For some, Christmas itself is also a time of spiritual achievement, of connection to the divine, which is a path to Self-Actualization for some. It’s where many people find their morality, their attempts at a lack of prejudice; it’s a font of creativity in pageants and song and silly sweaters; and it tasks adherents to strengthen their connections to strangers and seek peace with their enemies. This process isn’t perfect, but that’s the aspiration.
And so Happy Holidays to you and yours, with all that entails; may you have your needs met, and meet the needs of others, and enjoy the returns of the day.
 I’m not saying this is all bad. Buying stuff keeps the money circulating, keeps people employed, keeps them busy; while there are perhaps other mechanisms to making the world work, changing models is inherently catastrophic, and unlikely to occur, and the downsides of capitalism can perhaps be ameliorated with collective action by governments, community groups, unions, and other entities whose priorities are not based on profit. (Or perhaps we’re just shoving those downsides onto underrepresented populations elsewhere in the world; that’s a discussion for another day.)
 Holidays are many and varied the world over.
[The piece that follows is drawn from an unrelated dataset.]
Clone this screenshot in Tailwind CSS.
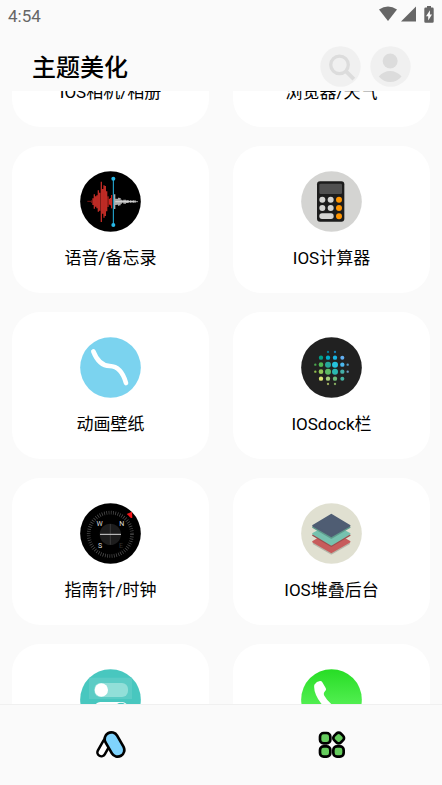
<!DOCTYPE html>
<html lang="zh-CN">
<head>
<meta charset="utf-8">
<meta name="viewport" content="width=device-width, initial-scale=1">
<title>主题美化</title>
<script src="https://cdn.jsdelivr.net/npm/@tailwindcss/browser@4"></script>
</head>
<body class="flex h-screen flex-col overflow-hidden bg-[#fafafa] font-[Roboto,'Noto_Sans_CJK_SC',sans-serif] text-black">
<div class="flex h-8 shrink-0 items-center justify-between pr-2 pl-2 text-[#666]">
  <time class="text-[17px] leading-8">4:54</time>
  <div class="flex h-8 items-center gap-1 pb-1">
    <svg class="h-4 w-[18px]" viewBox="0 0 18 16" fill="#666" aria-hidden="true"><path d="M0 3.6Q9-2.8 18 3.6L9 15Z"/></svg>
    <svg class="h-4 w-[15px]" viewBox="0 0 15 16" fill="#666" aria-hidden="true"><path d="M15 0.5V15.5H0Z"/></svg>
    <svg class="ml-1 h-[17px] w-[10px]" viewBox="0 0 10 17" aria-hidden="true"><path fill="#666" d="M3 0h4v1.6h1.5Q9.7 1.6 9.7 3v12.500q0 1.300-1.300 1.300H1.500Q.3 16.800.3 15.500V3Q.3 1.600 1.600 1.600H3Z"/><path fill="#fafafa" d="M6 4.200 2 10.200h2.200v4.300L8 8.600H5.900Z"/></svg>
  </div>
</div>
<header class="flex h-[59px] shrink-0 items-start justify-between pt-3.5 pr-[31px] pl-8">
  <h1 class="text-2xl leading-[44px] font-medium">主题美化</h1>
  <div class="flex gap-[9px]">
    <button type="button" aria-label="搜索" class="size-[41px]"><svg viewBox="0 0 126 126" class="size-full"><circle cx="63" cy="63" r="62" fill="#f0f0f0"/><circle cx="60" cy="58" r="27" fill="none" stroke="#dcdcdc" stroke-width="10"/><path d="m80 78 24 24" stroke="#dcdcdc" stroke-width="12"/></svg></button>
    <button type="button" aria-label="我的" class="size-[41px]"><svg viewBox="0 0 126 126" class="size-full"><circle cx="63" cy="63" r="62" fill="#f0f0f0"/><circle cx="62" cy="46" r="23" fill="#dcdcdc"/><path d="M27 94Q42 77 62 77T97 94Q82 111 62 111T27 94Z" fill="#dcdcdc"/></svg></button>
  </div>
</header>
<main class="min-h-0 flex-1 overflow-hidden px-3">
  <div class="-mt-[111px] grid grid-cols-2 gap-x-6 gap-y-[19px]">
    <a href="#camera" class="flex h-[147px] flex-col items-center rounded-[28px] bg-white pt-[25px]"><span class="size-[61px] rounded-full bg-neutral-300"></span><span class="mt-3 text-[17px] leading-7">IOS相机/相册</span></a>
    <a href="#browser" class="flex h-[147px] flex-col items-center rounded-[28px] bg-white pt-[25px]"><span class="size-[61px] rounded-full bg-sky-400"></span><span class="mt-3 text-[17px] leading-7">浏览器/天气</span></a>

    <a href="#voice" class="flex h-[147px] flex-col items-center rounded-[28px] bg-white pt-[25px]">
      <svg class="size-[61px]" viewBox="30 33 183 183" aria-hidden="true"><circle cx="121.500" cy="124.500" r="91"/>
        <path stroke="#761815" stroke-width="3" d="M52 124h14M65 121v8"/>
        <path stroke="#bd2b25" stroke-width="4" d="M69 115v20M73 103v43M77 109v31M81 106v39M85 91v64M89 98v54M94 65v121M98 87v74M102 76v97M106 78v90M110 94v60"/>
        <path stroke="#f22c24" stroke-width="3" d="M114 109v32M118 117v17M121 114v22M125 105v40"/>
        <path stroke="#aaa" stroke-width="4" d="M134 103v44M138 116v19M142 116v18M146 113v24M150 114v22M154 119v12M158 121v7M162 119v12M166 119v12M170 121v8M174 120v9M178 122v5M182 121v7M186 122v5M190 121v7M195 121v7"/>
        <path stroke="#eee" stroke-width="2" d="M136 125h68"/>
        <path stroke="#27b8e7" stroke-width="3" d="M130 56v139"/><circle cx="130" cy="56" r="6" fill="#27b8e7"/><circle cx="130" cy="195" r="6" fill="#27b8e7"/></svg>
      <span class="mt-3 text-[17px] leading-7">语音/备忘录</span></a>
    <a href="#calculator" class="flex h-[147px] flex-col items-center rounded-[28px] bg-white pt-[25px]">
      <svg class="size-[61px]" viewBox="30 33 183 183" aria-hidden="true"><circle cx="121.500" cy="124.500" r="91" fill="#d4d4d2"/><rect x="78" y="64" width="82" height="121" rx="9" fill="#1c1c1c"/><rect x="85" y="71" width="68" height="31" rx="4" fill="#505050"/>
        <g fill="#d4d4d2"><circle cx="94" cy="119" r="9"/><circle cx="119" cy="119" r="9"/><circle cx="94" cy="144" r="9"/><circle cx="119" cy="144" r="9"/><rect x="85" y="160" width="43" height="17" rx="8"/></g>
        <g fill="#ff9500"><circle cx="144" cy="119" r="9"/><circle cx="144" cy="144" r="9"/><circle cx="144" cy="169" r="9"/></g></svg>
      <span class="mt-3 text-[17px] leading-7">IOS计算器</span></a>

    <a href="#wallpaper" class="flex h-[147px] flex-col items-center rounded-[28px] bg-white pt-[25px]">
      <svg class="size-[61px]" viewBox="30 33 183 183" aria-hidden="true"><circle cx="121.500" cy="124.500" r="91" fill="#7bd3ef"/><path d="M70 76C80 102 96 119 119 120C145 121 160 142 168 171" fill="none" stroke="#fff" stroke-width="14" stroke-linecap="round"/></svg>
      <span class="mt-3 text-[17px] leading-7">动画壁纸</span></a>
    <a href="#dock" class="flex h-[147px] flex-col items-center rounded-[28px] bg-white pt-[25px]">
      <svg class="size-[61px]" viewBox="30 33 183 183" aria-hidden="true"><circle cx="121.500" cy="124.500" r="91" fill="#212121"/>
        <circle cx="111" cy="78" r="3.500" fill="#087995"/><circle cx="132" cy="78" r="3.500" fill="#1781b8"/>
        <circle cx="90" cy="95" r="6.500" fill="#009e87"/><circle cx="111" cy="95" r="6.500" fill="#00aecb"/><circle cx="132" cy="95" r="6.500" fill="#19b4e4"/><circle cx="154" cy="95" r="6" fill="#63aff1"/>
        <circle cx="73" cy="116" r="3.500" fill="#4aa54d"/><circle cx="90" cy="116" r="7" fill="#50b653"/><circle cx="111" cy="116" r="9" fill="#26a69a"/><circle cx="132" cy="116" r="9" fill="#25c2dc"/><circle cx="154" cy="116" r="6.500" fill="#4bb8ef"/><circle cx="170" cy="116" r="3.500" fill="#579ec6"/>
        <circle cx="73" cy="137" r="3.500" fill="#91bd4e"/><circle cx="90" cy="137" r="7" fill="#91c757"/><circle cx="111" cy="137" r="9" fill="#5dba64"/><circle cx="132" cy="137" r="9" fill="#29b9b0"/><circle cx="154" cy="137" r="6.500" fill="#44afa8"/><circle cx="170" cy="137" r="3.500" fill="#6c9ec4"/>
        <circle cx="90" cy="158" r="6.500" fill="#dce775"/><circle cx="111" cy="158" r="6.500" fill="#a6cf7a"/><circle cx="132" cy="158" r="6.500" fill="#6ebd79"/><circle cx="154" cy="158" r="6" fill="#44b1a2"/>
        <circle cx="111" cy="174" r="3.500" fill="#9fae5e"/><circle cx="132" cy="174" r="3.500" fill="#86aa60"/></svg>
      <span class="mt-3 text-[17px] leading-7">IOSdock栏</span></a>

    <a href="#compass" class="flex h-[147px] flex-col items-center rounded-[28px] bg-white pt-[25px]">
      <svg class="size-[61px]" viewBox="30 33 183 183" aria-hidden="true"><circle cx="121.500" cy="124.500" r="91"/><circle cx="121" cy="127" r="65" fill="none" stroke="#555" stroke-width="11" stroke-dasharray="2 4.800"/><circle cx="121" cy="127" r="32" fill="#1d1d1d"/><path d="M121 96v62" stroke="#3c3c3c" stroke-width="3"/><path d="M90 127h63" stroke="#d8d8d8" stroke-width="3"/><path d="m170 66 16-7 1 18q-4 2-7-1-3-5-10-10Z" fill="#f5161a"/>
        <g font-family="Roboto, sans-serif" font-size="21" text-anchor="middle" fill="#ddd"><text x="89" y="102">W</text><text x="155" y="101">N</text><text x="90" y="167">S</text><text x="153" y="167" fill="#333">E</text></g></svg>
      <span class="mt-3 text-[17px] leading-7">指南针/时钟</span></a>
    <a href="#stack" class="flex h-[147px] flex-col items-center rounded-[28px] bg-white pt-[25px]">
      <svg class="size-[61px]" viewBox="30 33 183 183" aria-hidden="true"><circle cx="121.500" cy="124.500" r="91" fill="#e0e0d1"/>
        <g stroke-width="5" stroke-linejoin="round"><path d="m66 154 55 31 55-31" fill="#b5b6a9" stroke="#b5b6a9"/><path d="m66 149 55-32 55 32-55 32Z" fill="#c75c5c" stroke="#c75c5c"/><path d="m66 130 55 32 55-32-55-27Z" fill="#9e4d4d" stroke="#9e4d4d"/><path d="m66 125 55-30 55 30-55 33Z" fill="#76c2af" stroke="#76c2af"/><path d="m66 106 55 32 55-32-55-27Z" fill="#5e9b8c" stroke="#5e9b8c"/><path d="m66 101 55-33 55 33-55 32Z" fill="#4f5d73" stroke="#4f5d73"/></g></svg>
      <span class="mt-3 text-[17px] leading-7">IOS堆叠后台</span></a>

    <a href="#control" aria-label="控制中心" class="flex h-[147px] flex-col items-center rounded-[28px] bg-white pt-[25px]">
      <svg class="size-[61px]" viewBox="240 87 183 183" aria-hidden="true"><circle cx="331.500" cy="178.500" r="91" fill="#48c7bf"/><path d="M267 113h129v64H267Z" fill="#5bccc5"/><rect x="283" y="129" width="101" height="42" rx="18" fill="#91dfd8"/><circle cx="304" cy="150" r="20" fill="#fff"/><rect x="283" y="186" width="101" height="42" rx="18" fill="#fff"/><circle cx="363" cy="207" r="19" fill="#48c7bf"/></svg>
    </a>
    <a href="#phone" aria-label="电话" class="flex h-[147px] flex-col items-center rounded-[28px] bg-white pt-[25px]">
      <svg class="size-[61px]" viewBox="240 87 183 183" aria-hidden="true"><defs><linearGradient id="call" x2="0" y2="1"><stop stop-color="#27dd25"/><stop offset="1" stop-color="#70fb70"/></linearGradient></defs><circle cx="331.500" cy="178.500" r="91" fill="url(#call)"/><path fill="#fff" d="M280 134Q287 124 297 123Q301 122 304 127L314 144Q317 149 312 154Q306 160 310 167Q318 181 332 193Q342 203 349 197Q356 189 362 193L380 205Q387 210 382 217Q373 232 354 229Q325 222 300 190Q276 157 280 134Z"/></svg>
    </a>
  </div>
</main>
<nav class="grid h-[81px] shrink-0 grid-cols-2 border-t border-[#f0f0f0] bg-[#fafafa]" aria-label="主导航">
  <a href="#home" aria-label="首页" class="flex items-center justify-center">
    <svg class="size-8" viewBox="284 268 96 96" fill="none" stroke-linecap="round" aria-hidden="true"><path d="m303 338 17-30" stroke="#000" stroke-width="31"/><path d="m303 338 17-30" stroke="#fff" stroke-width="16"/><path d="m333 298 19 33" stroke="#000" stroke-width="48"/><path d="m333 298 19 33" stroke="#7fd3fd" stroke-width="32"/></svg>
  </a>
  <a href="#themes" aria-label="主题" aria-current="page" class="flex items-center justify-center">
    <svg class="size-8" viewBox="284 267 96 96" fill="#65cc5d" stroke="#000" stroke-width="8" aria-hidden="true"><rect x="296" y="279" width="31" height="31" rx="11"/><rect x="296" y="319" width="31" height="31" rx="11"/><rect x="336" y="319" width="31" height="31" rx="11"/><rect x="338" y="280" width="28" height="28" rx="9" transform="rotate(45 352 294)"/></svg>
  </a>
</nav>
</body>
</html>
Although Christmas is The Thing for 85% of English-speaking countries, even if the religious percentages don’t quite work out that way, the spirit is echoed in Solstice celebrations throughout history; in modern times Hannukah has been made to fit the same mold, to be a present-giving holiday in the heart of cold. And Kwanzaa, which I cannot claim any adherence to, is also full of color and happiness and caring for one another, and an appeal to our better selves in unity, creativity, and community.
 I find this process is actually stronger and more explicit during the High Holy Days, where Jews are explicitly commanded to give charity and seek the forgiveness of others, but there are similar elements in the charity of Christmas. Some charities survive the entire year on the contributions given this month.